Structure of SAT2/G-g3Cpro(1-208)
A complete dataset to 3.2 Å resolution was obtained from crystals of SAT2/G-g3Cpro(1-208). The crystals belong to space-group P32 and have a long c-axis (318.5 Å). The diffraction data were phased by molecular replacement using a search model based on the crystal structure of type A1061 FMDV 3Cpro, which is 80% identical in amino-acid sequence to SAT2/G-g3Cpro(1-208) (see Materials and Methods). This gave an unambiguous solution with a log likelihood gain of 1495 (McCoy et al., 2007), revealing five molecules in the asymmetric unit. Though of modest resolution, the initial electron density maps (Fig. 2A) were of sufficient quality to guide adjustment of the initial molecular replacement model prior to multiple interleaved rounds of refinement and model building. Because of the limited resolution and non-crystallographic symmetry, refinement was performed using group B-factors and non-crystallographic restraints. Model building was done conservatively—amino acid side-chains were truncated to the Cβ atom in cases where there was no indicative electron density. The final model of SAT2/G-g3Cpro(1-208) contains residues 7–207 for all five chains and has an Rfree of 27.2% and good stereochemistry; full data collection and refinement statistics are given in Table 3.

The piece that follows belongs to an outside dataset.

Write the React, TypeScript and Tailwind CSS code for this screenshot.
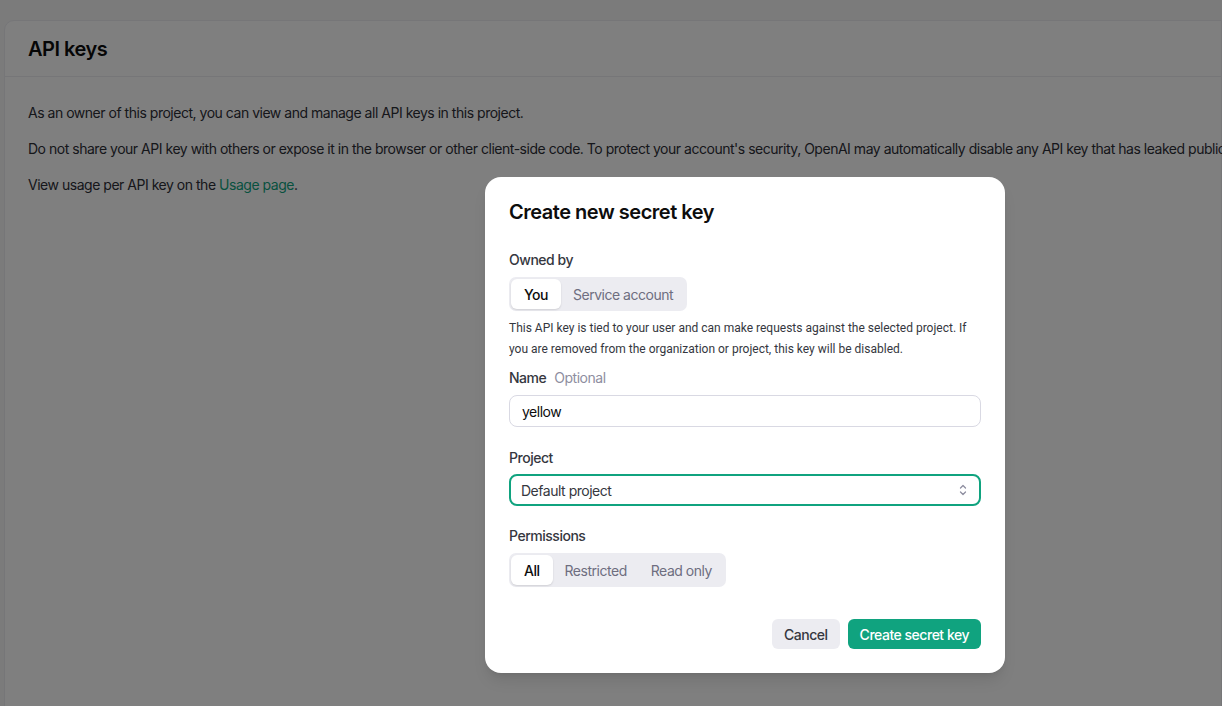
import React from "react";

function Segmented({ items, active }: { items: string[]; active: number }) {
  return (
    <div className="inline-flex items-center rounded-[7px] bg-[#ececf1] p-[2px]">
      {items.map((it, i) => (
        <div
          key={it}
          className={
            i === active
              ? "rounded-[6px] bg-white px-[13px] h-[30px] flex items-center text-[14px] font-medium text-[#0d0d0d] shadow-[0_1px_2px_rgba(0,0,0,0.12)]"
              : "px-[12px] h-[30px] flex items-center text-[14px] text-[#6e6e80]"
          }
        >
          {it}
        </div>
      ))}
    </div>
  );
}

export default function App() {
  return (
    <div
      className="relative h-[706px] w-[1222px] overflow-hidden bg-[#f6f6f7] tracking-[-0.03em]"
      style={{ fontFamily: "Inter, 'Noto Sans', sans-serif" }}
    >
      <div className="pl-[4px] pt-[20px]">
        <div className="h-[720px] rounded-tl-[10px] border border-[#ececf1] bg-white">
          <div className="flex h-[56px] items-center border-b border-[#ececf1] px-[23px]">
            <h1 className="text-[20px] font-semibold text-[#0d0d0d]">API keys</h1>
          </div>
          <div className="flex flex-col gap-[14px] px-[23px] pt-[25px] text-[14px] leading-[22px] text-[#2d2e36] whitespace-nowrap">
            <p>As an owner of this project, you can view and manage all API keys in this project.</p>
            <p>
              Do not share your API key with others or expose it in the browser or other client-side code. To protect your account's security, OpenAI may automatically disable any API key that has leaked publicly.
            </p>
            <p>
              View usage per API key on the <span className="text-[#10a37f]">Usage page</span>.
            </p>
          </div>
        </div>
      </div>

      <div className="absolute inset-0 bg-black/50" />

      <div className="absolute inset-0 flex items-start pl-[485px] pt-[177px]">
        <div className="w-[520px] rounded-[16px] bg-white px-[24px] pt-[23px] pb-[24px] text-[#0d0d0d] shadow-lg">
          <h2 className="text-[20px] font-semibold leading-[24px]">Create new secret key</h2>

          <div className="mt-[26px] text-[14px] font-medium leading-[20px] text-[#353740]">Owned by</div>
          <div className="mt-[7px]">
            <Segmented items={["You", "Service account"]} active={0} />
          </div>
          <p
            className="mt-[7px] text-[12px] leading-[21px] tracking-normal text-[#353740]"
            style={{ fontFamily: "Roboto, sans-serif" }}
          >
            This API key is tied to your user and can make requests against the selected project. If you are removed from the organization or project, this key will be disabled.
          </p>

          <div className="mt-[8px] flex items-center gap-[8px] text-[14px] leading-[20px]">
            <span className="font-medium text-[#353740]">Name</span>
            <span className="text-[#8e8ea0]">Optional</span>
          </div>
          <div className="mt-[7px] flex h-[32px] items-center rounded-[8px] border border-[#d9d9e3] px-[12px] text-[14px] text-[#0d0d0d]">
            yellow
          </div>

          <div className="mt-[21px] text-[14px] font-medium leading-[20px] text-[#353740]">Project</div>
          <div className="mt-[6px] flex h-[32px] items-center justify-between rounded-[8px] border-2 border-[#10a37f] pl-[10px] pr-[11px] text-[14px] text-[#353740]">
            <span>Default project</span>
            <svg width="10" height="14" viewBox="0 0 10 14" fill="none" stroke="#8e8ea0" strokeWidth="1.3" strokeLinecap="round" strokeLinejoin="round">
              <path d="M2.5 5 L5 2.5 L7.5 5" />
              <path d="M2.5 9 L5 11.5 L7.5 9" />
            </svg>
          </div>

          <div className="mt-[20px] text-[14px] font-medium leading-[20px] text-[#353740]">Permissions</div>
          <div className="mt-[7px]">
            <Segmented items={["All", "Restricted", "Read only"]} active={0} />
          </div>

          <div className="mt-[32px] flex justify-end gap-[8px]">
            <button className="h-[30px] rounded-[6px] bg-[#ececf1] px-[12px] text-[14px] font-medium text-[#353740]">
              Cancel
            </button>
            <button className="h-[30px] rounded-[6px] bg-[#10a37f] px-[12px] text-[14px] font-medium text-white">
              Create secret key
            </button>
          </div>
        </div>
      </div>
    </div>
  );
}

|a, b, c (Å)||54.0, 54.0, 318.5|
|α, β, γ (°)||α = β = 90; γ = 120|
|Resolution range (Å)||53.1–3.2 (3.37–3.2)|
|No. of independent reflections||17,053|
|Completeness (%)||99.3 (99.5)|
|No. of Non-hydrogen atoms||7,535|
|Average B-factor (Å2)||119|
|RMS deviations—Bonds (Å)e||0.006|
|RMS deviations—Angles (°)||1.1|
|Ramachandran plot (favoured/allowed) %||89.8/10.2|
|PDB Accession Code||5HM2|
As expected, given the high level of amino acid sequence identity with A1061 3Cpro (80%), FMDV SAT2/G-g3Cpro(1-208) adopts the same trypsin-like fold (Fig. 2B), which has been described in detail elsewhere (Birtley & Curry, 2005; Sweeney et al., 2007). Superposition of the five molecules in the asymmetric unit shows that they are highly similar to one another (Figs. 1 and 2C)—the pair-wise root mean square deviation in Cα positions between chains is 0.2–0.3 Å. The largest differences are observed in the longest surface-exposed loops, the E1–F1 loop in the N-terminal β-barrel and the B2–C2 loop known as the β-ribbon in the C-terminal β-barrel (Fig. 2C). These are also the regions of greatest difference between SAT2/G-g3Cpro(1-208) and A1061 3Cpro; (overlay of the two structures yields an overall rms deviation in Cα positions of ∼0.6 Å) (Fig. 2D). The flexibility of the β-ribbon, which shifts in position to aid peptide binding, has been noted before (Zunszain et al., 2010) and clearly it plays a similar role in SAT-type 3C proteases.
The results reported here provide a template structure of a SAT-type FMDV 3C protease that should be of value in directing molecular investigations of this group of proteases. Although it is frustrating that higher-resolution diffraction data were not obtained, given that initial crystals of SAT2/G-g3Cpro(1-208) diffracted to 2 Å, this should be possible with further optimization. Likewise, since soluble 3Cpro was found to be purified from three other SAT-type viruses—notably SAT1/NIG/5/81—crystal structures for these proteases may well also be achievable.